I was glad to stop at a giant foam pit, covered with a metal cage. The boys scrambled joyfully up the cage and dropped one by one into the pit.


Benny at the foam pit.
While they played I drank more water and admired a large wooden catapult
swaying in the wind.

"They were throwing people with it," said a tall Laurence of Arabia lookalike beside me. "I bet it's a real rush."

"Are you going to do it?" I asked.

"Nah, they closed it. It'd be great, though, right?"





"Oh yeah," I said enthusiastically. "Too bad it's closed." I rolled my eyes. I was starting to like this whole wrap-up-against-the-dust thing. I could make all the faces I wanted.

I wanted to ask about other human-projectile structures, but Michael announced it was time for the crossbow range. So we hopped back on our bikes riding past a rolling Converse shoe. The line at the crossbow range was long, so Andrea and I headed to a party tent for a drink.




Playing Jenga.
"You need IDs," said a man wearing a Princess Leia hairstyle and a white thong.
Neither Andrea nor I had them.  I haven’t needed an ID in four years. I tried to show my age, but no dice. I never thought I’d be shopping my gray roots for a drink at Burning Man. So Andrea and I rode back to camp for our IDs and returned. I had the most amazing drink, a summer flower, with orange, grapefruit, lemon and lime juices mixed with vodka. This was the life, I thought, settling on a dusty couch in the shade to watch the boys play Jenga.
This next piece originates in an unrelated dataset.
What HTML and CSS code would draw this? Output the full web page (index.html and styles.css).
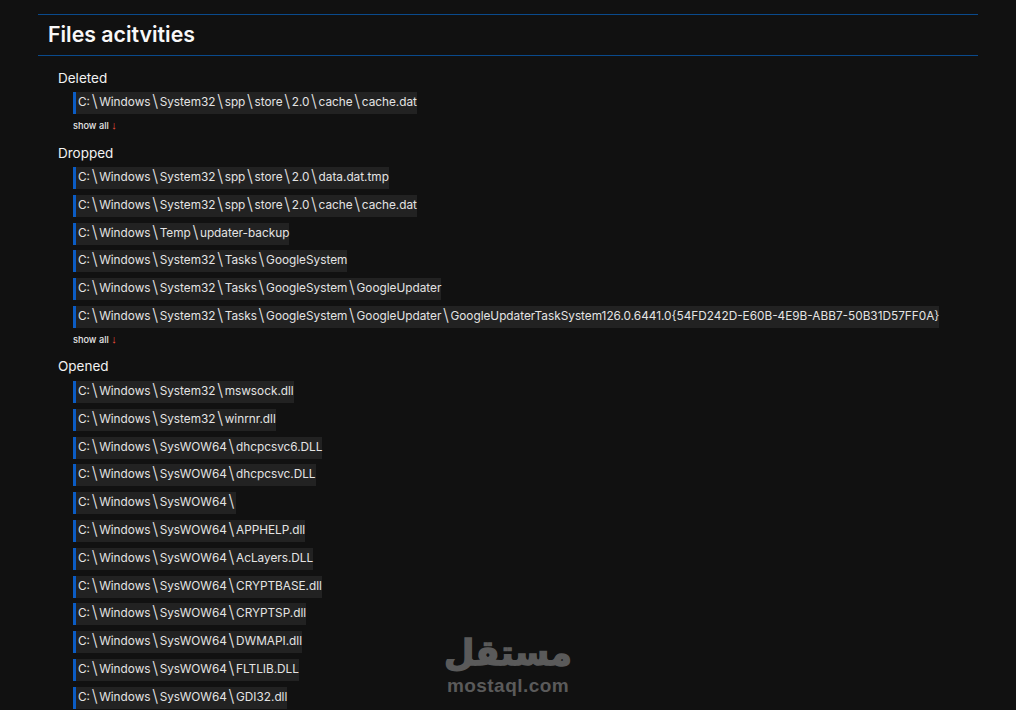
FILE: index.html
```html
<!DOCTYPE html>
<html lang="en">
<head>
<meta charset="utf-8">
<title>Files activities</title>
<link rel="stylesheet" href="styles.css">
</head>
<body>
<main class="panel">
  <h2 class="title">Files acitvities</h2>
  <section class="group">
    <h3 class="group-name">Deleted</h3>
    <ul class="paths">
      <li><code class="path">C:<i>\</i>Windows<i>\</i>System32<i>\</i>spp<i>\</i>store<i>\</i>2.0<i>\</i>cache<i>\</i>cache.dat</code></li>
    </ul>
    <a class="more">show all <span class="arrow">↓</span></a>
  </section>
  <section class="group">
    <h3 class="group-name">Dropped</h3>
    <ul class="paths">
      <li><code class="path">C:<i>\</i>Windows<i>\</i>System32<i>\</i>spp<i>\</i>store<i>\</i>2.0<i>\</i>data.dat.tmp</code></li>
      <li><code class="path">C:<i>\</i>Windows<i>\</i>System32<i>\</i>spp<i>\</i>store<i>\</i>2.0<i>\</i>cache<i>\</i>cache.dat</code></li>
      <li><code class="path">C:<i>\</i>Windows<i>\</i>Temp<i>\</i>updater-backup</code></li>
      <li><code class="path">C:<i>\</i>Windows<i>\</i>System32<i>\</i>Tasks<i>\</i>GoogleSystem</code></li>
      <li><code class="path">C:<i>\</i>Windows<i>\</i>System32<i>\</i>Tasks<i>\</i>GoogleSystem<i>\</i>GoogleUpdater</code></li>
      <li><code class="path">C:<i>\</i>Windows<i>\</i>System32<i>\</i>Tasks<i>\</i>GoogleSystem<i>\</i>GoogleUpdater<i>\</i>GoogleUpdaterTaskSystem126.0.6441.0{54FD242D-E60B-4E9B-ABB7-50B31D57FF0A}</code></li>
    </ul>
    <a class="more">show all <span class="arrow">↓</span></a>
  </section>
  <section class="group">
    <h3 class="group-name">Opened</h3>
    <ul class="paths">
      <li><code class="path">C:<i>\</i>Windows<i>\</i>System32<i>\</i>mswsock.dll</code></li>
      <li><code class="path">C:<i>\</i>Windows<i>\</i>System32<i>\</i>winrnr.dll</code></li>
      <li><code class="path">C:<i>\</i>Windows<i>\</i>SysWOW64<i>\</i>dhcpcsvc6.DLL</code></li>
      <li><code class="path">C:<i>\</i>Windows<i>\</i>SysWOW64<i>\</i>dhcpcsvc.DLL</code></li>
      <li><code class="path">C:<i>\</i>Windows<i>\</i>SysWOW64<i>\</i></code></li>
      <li><code class="path">C:<i>\</i>Windows<i>\</i>SysWOW64<i>\</i>APPHELP.dll</code></li>
      <li><code class="path">C:<i>\</i>Windows<i>\</i>SysWOW64<i>\</i>AcLayers.DLL</code></li>
      <li><code class="path">C:<i>\</i>Windows<i>\</i>SysWOW64<i>\</i>CRYPTBASE.dll</code></li>
      <li><code class="path">C:<i>\</i>Windows<i>\</i>SysWOW64<i>\</i>CRYPTSP.dll</code></li>
      <li><code class="path">C:<i>\</i>Windows<i>\</i>SysWOW64<i>\</i>DWMAPI.dll</code></li>
      <li><code class="path">C:<i>\</i>Windows<i>\</i>SysWOW64<i>\</i>FLTLIB.DLL</code></li>
      <li><code class="path">C:<i>\</i>Windows<i>\</i>SysWOW64<i>\</i>GDI32.dll</code></li>
    </ul>
  </section>
</main>
<div class="watermark">
  <span class="wm-ar" lang="ar" dir="rtl">مستقل</span>
  <span class="wm-en">mostaql.com</span>
</div>
</body>
</html>
```
FILE: styles.css
```css
* { box-sizing: border-box; }
html, body { height: 710px; overflow: hidden; }
body {
  margin: 0;
  padding: 14px 38px 0;
  background: #111111;
  color: #f2f2f2;
  font-family: Inter, "Noto Sans", sans-serif;
}
.title {
  margin: 0 0 10.5px;
  height: 42px;
  padding-left: 10px;
  border-top: 1px solid #0a4a8c;
  border-bottom: 1px solid #0a4a8c;
  font-size: 21.3px;
  font-weight: 600;
  line-height: 39px;
  color: #f8f8f8;
}
.group { padding-left: 20px; margin-bottom: 5.8px; }
.group-name {
  margin: 0;
  font-size: 13.5px;
  font-weight: 400;
  line-height: 22px;
  color: #f2f2f2;
}
.paths {
  list-style: none;
  margin: 0;
  padding: 0 0 0 15px;
}
.paths li { height: 27.8px; padding-top: 1.6px; }
.path {
  display: inline-block;
  height: 22px;
  padding-left: 2px;
  border-left: 3px solid #0b5cc4;
  background: #222222;
  font-family: Inter, "Noto Sans", sans-serif;
  font-size: 11.8px;
  line-height: 20px;
  color: #e4e4e4;
  white-space: nowrap;
}
.path i {
  font-style: normal;
  font-size: 17px;
  font-weight: 300;
  line-height: 0;
  vertical-align: -1px;
  margin: 0 1.6px;
}
.more {
  display: block;
  margin-left: 15px;
  font-size: 9.2px;
  font-weight: 500;
  line-height: 19.4px;
  color: #e6e6e6;
}
.arrow { font-family: "Liberation Sans", sans-serif; color: #f0503a; font-size: 11px; }
.watermark {
  position: absolute;
  left: 430px;
  top: 630px;
  width: 156px;
  display: flex;
  flex-direction: column;
  align-items: center;
  color: #5a5a5a;
  font-weight: 700;
  pointer-events: none;
}
.wm-ar {
  font-family: "DejaVu Sans", sans-serif;
  font-size: 35px;
  line-height: 46px;
  -webkit-text-stroke: 1.5px #5a5a5a;
}
.wm-en { font-family: "Liberation Sans", sans-serif; font-size: 19px; line-height: 20px; letter-spacing: 0.45px; }
```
“We should see the playa,” Andrea called, referring to the large open space in front of the Man. “Let’s go!”

I gulped the last of my drink and tucked the paper cup into my backpack (“Leave No Trace!”)

Parasolvent: A mechanical expression of
loss, release, healing and decay.
With parasols.


By the time we reached the playa, the dust was really kicking up. We left the tents and RVs behind and rode among metal and wood structures rising out of the desert, nearly all in movement somehow: turning, spinning, waving, bobbing. A big dinosaur skeleton on wheels rolled by, then an Egyptian tomb steered by jackal-headed gods veered along in the opposite direction.

Resting in the library.
The wind grew worse, dust filled my vision. We rode to the “Library of Babel,” a lovely mosiac-painted and thankfully walled structure filled with handcrafted books. Burners took turns reading sayings and poetry out loud.  In any other circumstance I would have been fascinated and wanted to read the messages and write one myself. But instead I just sat and panted and watched the dust fill the doorways. Visibility was almost zero out there, and the wooden library rattled in the rising wind.

The wind died down just enough to tempt us out of the library, then hit again — even worse. We could barely see each other. I felt like I was choking. We kept having to stop — somebody would have to adjust their bandana, or would scrape themselves on their bike, or put their hat back on, or drop their water bottle or get dust in their eye. Felix cried out and when Andrea put a hand to his face it came back bloody. His nose was bleeding and drops of red fell on the sand. Benny and I were standing close together with his face against my shirt. At that point, I was pretty much done, but Andrea and Michael (these two could talk a fish out of the water) convinced to me to ride on, making one more circuit before we returned to camp.

I was looking forward to a few minutes resting in my tent, but everyone immediately seized on a new plan.

“The camp over there is making steak tacos!” Michael said.

“Can I have steak tacos, Mom?” Benny asked.

“Sure,” I said. “But why don’t you rest first, I’ll wipe you off.”

But nobody wanted to wait. Nobody wanted to rest. Nobody wanted to wipe off. Everybody wanted to dash off to tacos and I just wanted to go to my tent.

“Have a beer!” Michael cried.

“Don’t you want a taco? Should we bring one for you?” Andrea asked.

I repeated no thank you, no beer, no taco, just tent. I released Benny and they mercifully left. Heaven. I gathered some things and crawled into my tent, which was shaking in the wind, but it held. I poured an entire bottle of water over my head and sat there dripping. 

The rest of the evening was a blur. I don’t remember if we went out again that day. I remember putting a whiny and overtired Benny to bed. I wiped him down and put him in jammies and tucked him into his mummy sleeping bag.

Then I lay awake, listening to the revelry outside. What were we doing here? What would tomorrow be like? This was crazy. We didn’t belong out here. Actually nobody belonged out here. Humans didn’t belong out here. Why do these people host this amazing event out in a harsh, pitiless desert? Can’t they see how much nicer it would be in, well, just about anywhere else? But it’s not supposed to be nice. It's supposed to be radical and countercultural. I was trying to think of a way to be radical and countercultural in a pleasant meadow close to a Holiday Inn Express when I fell asleep.